Unnamed: 0,text,sentiment,positive,negative
499,"It's a mediocre, miserable, hollow, laughable ...",0,0.0,0.384615
101,Awful.,0,0.0,0.333333
94,Horrible!,0,0.0,0.333333
671,"Bad characters, bad story and bad acting.",0,0.0,0.333333
725,"Instead, we got a bore fest about a whiny, spo...",0,0.0,0.285714


In [9]:
# Sort values by most positive first
imdb.sort_values(by=['positive'],ascending=False).head()

Unnamed: 0,text,sentiment,positive,negative
497,Highly recommended A+,1,0.4,0.0
63,Brilliant!,1,0.333333,0.0
534,") a happy, wonderful, feel good ending!",1,0.333333,0.0
544,"A very good film indeed, about great and uncon...",1,0.333333,0.0
734,;) Recommend with confidence!,1,0.333333,0.0


In [12]:
# Load the amazon dataset
amazon = pd.read_csv(r'sentiment labelled sentences\amazon_cells_labelled.txt', delimiter= '\t', header=None)
amazon.columns = ['text', 'sentiment']
amazon.head()


# Apply percent_positive to the text column in our dataframe
amazon['positive'] = amazon['text'].apply(percent_positive)

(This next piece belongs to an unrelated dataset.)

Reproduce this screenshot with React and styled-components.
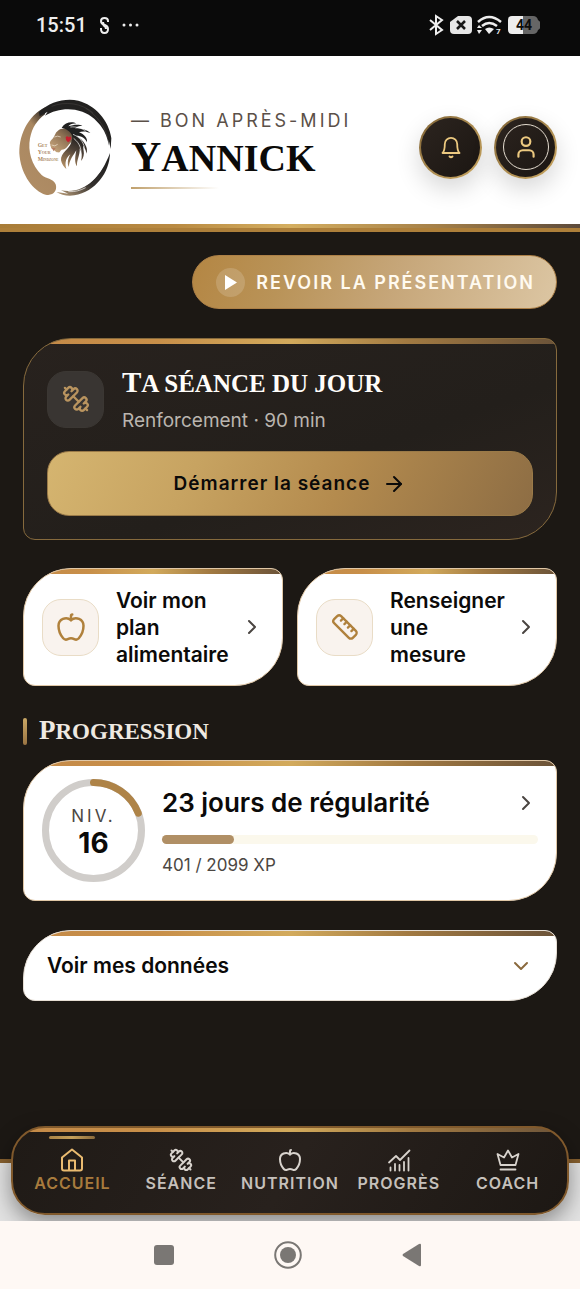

# Apply percent_negative to the text column in our dataframe
amazon['negative'] = amazon['text'].apply(percent_negative)

amazon.head()

Unnamed: 0,text,sentiment,positive,negative
0,So there is no way for me to plug it in here i...,0,0.0,0.0
1,"Good case, Excellent value.",1,0.5,0.0
2,Great for the jawbone.,1,0.25,0.0
3,Tied to charger for conversations lasting more...,0,0.0,0.090909
4,The mic is great.,1,0.25,0.0


# Training & Prediction

Let us load a Bernoulli Naive Bayes model, train it on our IMDB data, and predict Amazon review sentiments with it:

In [13]:
# Initialize a model object
classifier = BernoulliNB()

# Fit our model to the data.
classifier.fit(imdb[['positive','negative']], imdb['sentiment'])

# Classify, storing the result in a new variable.
y_pred = classifier.predict(amazon[['positive','negative']])

# Display our results.
print("Number of mislabeled points out of a total {} points : {}".format(
    amazon.shape[0],
    (amazon['sentiment'] != y_pred).sum()
))

Number of mislabeled points out of a total 1000 points : 159


# Conclusion

We are able to predict 841 out of a 1000 amazon review sentiments correctly when trained on IMDB reviews.